Researchers at the University of Rochester have identified a protein that promotes vitamin E's retention in prostate cells, thereby slowing the development of prostate cancer.
The protein called alpha tocopherol associated protein, or TAP, is known to play a vital role in the synthesis of cholesterol in the liver. Cholesterol plays a significant role in the development of heart disease and is nearly always implicated in heart attacks.
But this is the first time that its association with suppressing the growth of prostate cancer has come to light. The team of researchers led by ShuYuan Yeh, assistant professor of urology and pathology also found that TAP also increases the retention of Vitamin E in the prostate cells and appears to disrupt a signaling pathway in prostate cancer cells.

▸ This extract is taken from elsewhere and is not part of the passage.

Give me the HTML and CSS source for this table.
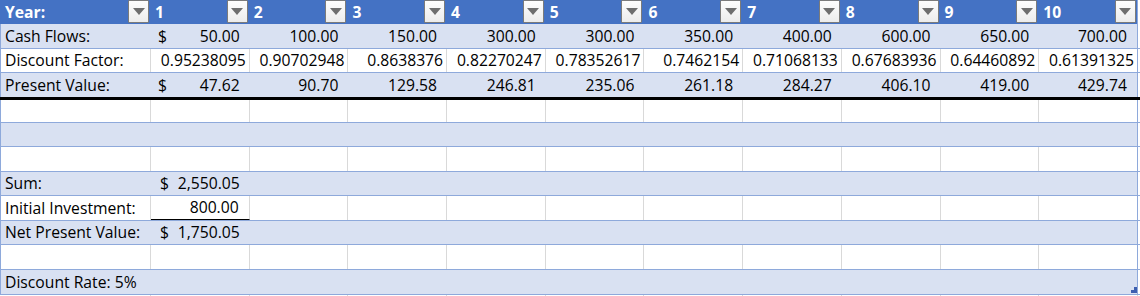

"Vitamin E and TAP have distinct pathways to modulate prostate cancer cell growth and we hypothesize that vitamin E and TAP can work together to elicit better tumor suppression effects," the researchers note in the study, which appears in the 1 November issue of Cancer Research.
They found that when compared to normal prostate tissue, which had high levels of TAP; human prostate cancer tissue had reduced levels of the protein. The same finding was also seen in several prostate cancer cell lines tested by the researchers. As far as the exact mechanism was concerned, the researchers say that Vitamin E disrupted the pathway by which prostate cancer cells synthesize prostate-specific antigen (PSA) and the androgen receptor. Both these steps are vital in the development and progression of the cancer. "No one really knows how vitamin E works. TAP may give us insights into how vitamin E works anywhere in the body and why it is a required vitamin," observed Edward Messing, a co-author of the study.